I decided I should test and measure the current on the common cathode LEDs that im using on the charliecube. I would like to find ideal resistors for them, by my calculations 200 ohms should keep the LEDs safe, but you dont know unless you measure. I soldered some resistors on to some LEDs, and hooked them up to a 5v power supply. I found that the blues were running at 20.9mA. I measured the power supply, and found that it was actually 5.25v.

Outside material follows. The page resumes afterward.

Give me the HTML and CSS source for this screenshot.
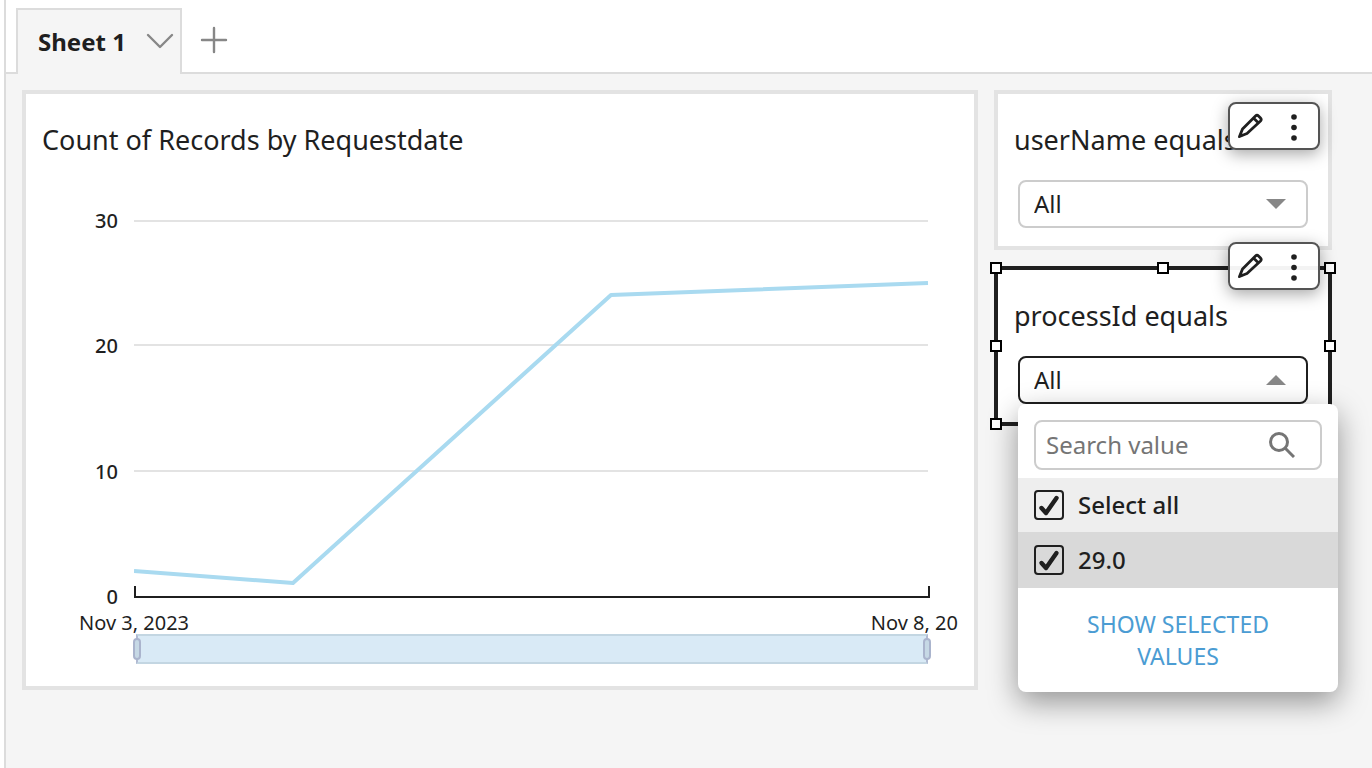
FILE: index.html
```
<!DOCTYPE html>
<html lang="en">
<head>
<meta charset="UTF-8">
<title>Sheet 1</title>
<link rel="stylesheet" href="styles.css">
</head>

<body>

<svg class="defs" aria-hidden="true">
	<symbol id="pencil" viewBox="0 0 28 28">
		<path d="M3.5 24.5 L6.5 17 L19.5 4 Q21 2.5 22.5 4 L24.5 6 Q26 7.5 24.5 9 L11 21.5 Z M17.5 6 L22.5 11" fill="none" stroke="currentColor" stroke-width="2.8" stroke-linejoin="round"/>
		<path d="M2 26 L4.5 20 L8 23.5 Z" fill="currentColor"/>
	</symbol>
	<symbol id="dots" viewBox="0 0 8 31">
		<circle cx="4" cy="6" r="2.8"/>
		<circle cx="4" cy="16.5" r="2.8"/>
		<circle cx="4" cy="27" r="2.8"/>
	</symbol>
</svg>

<div id="wrapper">
	<div id="tabs">
		<div class="tab activetab">
			<a href="#sheet">Sheet 1</a>
			<button type="button" class="icon" aria-label="Sheet menu">
				<svg width="28" height="18" viewBox="0 0 28 18"><path d="M2 2 L14 14 L26 2" fill="none" stroke="#878787" stroke-width="2.4" stroke-linecap="round" stroke-linejoin="round"/></svg>
			</button>
		</div>
		<button type="button" class="icon addtab" aria-label="Add sheet">
			<svg width="28" height="28" viewBox="0 0 28 28"><path d="M14 2 V26 M2 14 H26" stroke="#878787" stroke-width="2.4" stroke-linecap="round"/></svg>
		</button>
	</div><!-- tabs -->

	<div id="sheet">
		<div class="card chart">
			<h2>Count of Records by Requestdate</h2>
			<div class="plot">
				<div class="yaxis">
					<span>30</span>
					<span>20</span>
					<span>10</span>
					<span>0</span>
				</div>
				<svg class="lines" viewBox="0 0 796 378" preserveAspectRatio="none">
					<path class="gridline" d="M0 1 H794 M0 125 H794 M0 251 H794"/>
					<path class="axis" d="M1 366 V377 H795 V366"/>
					<polyline class="series" points="0,351 159,363 477,75 794,63"/>
				</svg>
			</div>
			<div class="xaxis">
				<span>Nov 3, 2023</span>
				<span>Nov 8, 20</span>
			</div>
			<div class="brush">
				<input type="range" min="0" max="100" value="0" aria-label="Range start">
				<input type="range" min="0" max="100" value="100" aria-label="Range end">
			</div>
		</div><!-- chart -->

		<div class="filters">
			<div class="card filter">
				<label for="username">userName equals</label>
				<div class="dropdown">
					<select id="username"><option>All</option></select>
					<svg class="arrow" width="20" height="10" viewBox="0 0 20 10"><path d="M0 0 H20 L10 10 Z"/></svg>
				</div>
				<div class="tools">
					<button type="button" class="icon" aria-label="Edit"><svg width="28" height="28"><use href="#pencil"/></svg></button>
					<button type="button" class="icon" aria-label="More"><svg width="8" height="31"><use href="#dots"/></svg></button>
				</div>
			</div>

			<div class="card filter selected">
				<label for="processid">processId equals</label>
				<i class="handle nw"></i><i class="handle n"></i><i class="handle ne"></i>
				<i class="handle w"></i><i class="handle e"></i>
				<i class="handle sw"></i><i class="handle se"></i>
				<div class="dropdown open">
					<select id="processid"><option>All</option></select>
					<svg class="arrow" width="20" height="10" viewBox="0 0 20 10"><path d="M0 10 H20 L10 0 Z"/></svg>
					<div class="menu">
						<div class="search">
							<input type="text" placeholder="Search value" aria-label="Search value">
							<svg width="26" height="26" viewBox="0 0 26 26"><circle cx="10" cy="10" r="8.5"/><path d="M16 16 L25 25"/></svg>
						</div>
						<label class="option all"><input type="checkbox" checked><span>Select all</span></label>
						<label class="option"><input type="checkbox" checked><span>29.0</span></label>
						<button type="button" class="show">SHOW SELECTED VALUES</button>
					</div>
				</div>
				<div class="tools">
					<button type="button" class="icon" aria-label="Edit"><svg width="28" height="28"><use href="#pencil"/></svg></button>
					<button type="button" class="icon" aria-label="More"><svg width="8" height="31"><use href="#dots"/></svg></button>
				</div>
			</div>
		</div><!-- filters -->
	</div><!-- sheet -->
</div><!-- wrapper -->

</body>
</html>
```
FILE: styles.css
```
* {
	box-sizing: border-box;
}

body {
	margin: 0;
	padding-left: 4px;
	font: 24px/32px "Noto Sans", "Open Sans", sans-serif;
	color: #1f1f1f;
	background: #fff;
}

button, input, select {
	margin: 0;
	font: inherit;
	color: inherit;
}

svg {
	display: block;
	fill: currentColor;
}

.defs {
	position: absolute;
	width: 0;
	height: 0;
}

.icon {
	padding: 0;
	border: none;
	background: none;
	cursor: pointer;
}

#wrapper {
	display: flex;
	flex-direction: column;
	min-height: 100vh;
	border-left: 2px solid #dcdcdc;
	background: #f5f5f5;
}

/* sheet tabs */
#tabs {
	display: flex;
	align-items: flex-end;
	height: 74px;
	padding-left: 10px;
	background: linear-gradient(#dcdcdc, #dcdcdc) bottom / 100% 2px no-repeat #fff;
}

.tab {
	display: flex;
	align-items: center;
	gap: 20px;
	height: 66px;
	padding: 0 6px 0 20px;
	border: 2px solid #dcdcdc;
	border-bottom: none;
}

.tab a {
	font-weight: bold;
	color: inherit;
	text-decoration: none;
}

.activetab {
	background: #f5f5f5;
}

.addtab {
	margin: 0 18px 20px;
}

/* sheet contents */
#sheet {
	display: grid;
	grid-template-columns: minmax(0, 1fr) 338px;
	gap: 16px;
	align-items: start;
	padding: 16px 40px 16px 16px;
}

.card {
	border: 4px solid #e3e3e3;
	background: #fff;
}

/* line chart */
.chart {
	padding: 28px 16px 22px;
}

.chart h2 {
	margin: 0 0 62px;
	font-size: 27px;
	font-weight: normal;
	line-height: 36px;
}

.plot {
	display: flex;
	gap: 16px;
	height: 378px;
	margin: 0 28px 10px 0;
}

.yaxis {
	display: flex;
	flex-direction: column;
	justify-content: space-between;
	width: 76px;
	margin: -11px 0;
	font-size: 20px;
	font-weight: 500;
	line-height: 24px;
	text-align: right;
}

.lines {
	flex: 1;
	min-width: 0;
	height: 100%;
}

.lines path, .lines polyline {
	fill: none;
	vector-effect: non-scaling-stroke;
}

.gridline {
	stroke: #e3e3e3;
	stroke-width: 2;
}

.axis {
	stroke: #1f1f1f;
	stroke-width: 2;
}

.series {
	stroke: #a9daf0;
	stroke-width: 4;
	stroke-linejoin: round;
}

.xaxis {
	display: flex;
	justify-content: space-between;
	height: 26px;
	padding-left: 37px;
	font-size: 20px;
	line-height: 30px;
	white-space: nowrap;
}

.brush {
	display: flex;
	height: 30px;
	margin: 0 30px 0 94px;
	border: 2px solid #c3d6e2;
	border-color: #c3d6e2 #b1bad2;
	background: #d9eaf6;
}

.brush input {
	flex: 1;
	min-width: 0;
	height: 26px;
	margin-left: -5px;
	background: none;
	appearance: none;
}

.brush input:last-child {
	margin: 0 -5px 0 0;
}

.brush input::-webkit-slider-thumb {
	width: 8px;
	height: 22px;
	border: 2px solid #aab4cd;
	border-radius: 4px;
	background: #c6d8e5;
	appearance: none;
}

/* filter controls */
.filters {
	display: grid;
	gap: 16px;
}

.filter {
	position: relative;
	height: 160px;
	padding: 28px 20px 0;
}

.filter > label {
	display: block;
	margin: 0 -4px 22px;
	font-size: 27px;
	line-height: 36px;
	white-space: nowrap;
}

.selected {
	border-color: #1f1f1f;
}

.dropdown {
	position: relative;
}

.dropdown select {
	display: block;
	width: 290px;
	height: 48px;
	padding: 0 14px;
	border: 2px solid #ccc;
	border-radius: 8px;
	background: #fff;
	appearance: none;
}

.open select {
	border-color: #1f1f1f;
}

.arrow {
	position: absolute;
	top: 19px;
	right: 22px;
	fill: #878787;
	pointer-events: none;
}

.tools {
	position: absolute;
	top: 8px;
	right: 8px;
	display: flex;
	justify-content: space-between;
	align-items: center;
	width: 92px;
	height: 48px;
	padding: 0 20px 0 6px;
	border: 2px solid #545454;
	border-radius: 8px;
	background: #fff;
	box-shadow: 0 4px 16px rgba(0, 0, 0, .35);
}

.selected .tools {
	top: -28px;
	background: rgba(255, 255, 255, .95);
}

.handle {
	position: absolute;
	width: 12px;
	height: 12px;
	border: 2px solid #000;
	background: #fff;
}

.nw, .n, .ne {
	top: -8px;
}

.sw, .se {
	bottom: -8px;
}

.w, .e {
	top: calc(50% - 6px);
}

.nw, .w, .sw {
	left: -8px;
}

.ne, .e, .se {
	right: -8px;
}

.n {
	left: calc(50% - 6px);
}

/* value list */
.menu {
	position: absolute;
	top: 100%;
	left: 0;
	width: 320px;
	padding: 16px 0;
	border-radius: 8px;
	background: #fff;
	box-shadow: 0 10px 30px rgba(0, 0, 0, .4);
}

.search {
	display: flex;
	align-items: center;
	height: 50px;
	margin: 0 16px 8px;
	padding: 0 25px 0 10px;
	border: 2px solid #ccc;
	border-radius: 8px;
}

.search input {
	flex: 1;
	min-width: 0;
	padding: 0;
	border: none;
	outline: none;
	background: none;
}

.search input::placeholder {
	color: #757575;
}

.search svg {
	fill: none;
	stroke: #757575;
	stroke-width: 3;
}

.option {
	display: flex;
	align-items: center;
	gap: 14px;
	height: 56px;
	padding: 0 16px;
	font-weight: 500;
	background: #d9d9d9;
}

.option.all {
	height: 54px;
	background: #eee;
}

.option input {
	width: 30px;
	height: 30px;
	border: 2px solid #1f1f1f;
	border-radius: 4px;
	appearance: none;
}

.option input:checked {
	background: url("data:image/svg+xml,%3Csvg xmlns='http://www.w3.org/2000/svg' viewBox='0 0 26 26'%3E%3Cpath d='M5.5 16 L10 21 L20.5 6' fill='none' stroke='%231f1f1f' stroke-width='4.4' stroke-linecap='round' stroke-linejoin='round'/%3E%3C/svg%3E") center / 26px no-repeat;
}

.show {
	display: block;
	width: 100%;
	padding: 20px 60px 4px;
	border: none;
	background: none;
	font-size: 23px;
	color: #4b9cd3;
	cursor: pointer;
}
```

I tested the test fixture running off usb, and it was 4.17v on the Vin pin, but a little higher on the 5v pin. I tested the cubes running on 500ma, and 850ma power bricks, and they were both different too. and both well under 5v. The highest voltage reading I got was on the 850ma on the 5v pin at 4.8v

If the LEDs are getting 4.2, then they need much smaller resistors than if they are running at 5, but since every way that I power them, they run at different voltages, i cant figure out the right size resistors, other than,200 ohm more than enough. At 5v, 200 ohms (2 100 ohm resistors) should be limiting the current to 14mA on the red. At 4.2v, those same resistors are limiting the LEDs to 10mA. If I change to 50 ohm resistors(100 ohms), and the LEDs are only getting 4.2v, they should be at 20mA, and the blue and green will be well under 20ma. but if they are getting 4.8v, then 100 ohms will only limit them to 25mA, but the blue and green will be down to 12ma.

Somehow, i dont think these LEDs are going to ever see 5v, no matter what.

Hippynerd

Yet another crazy cube idea. one of the nice things about this setup is that you dont use too much current, and you dont have to worry about mosfets, It does require more parts than the charliecube, but its only 16 transistors. Because it only lights up 12 LEDs at a time it only uses 240 mA, but it has a duty cycle of 4%, so it wont be very bright.

Here my modification of a 5x5x5 transistor cube (thanks crossroads), that I changed to 4x4x4 RGB. I didnt quite draw all the lines in, but hopefully enough is there to get the right idea.


At this rate, I may never get the original cube SMT constant current cube finished, or the shift register-resistor cube built.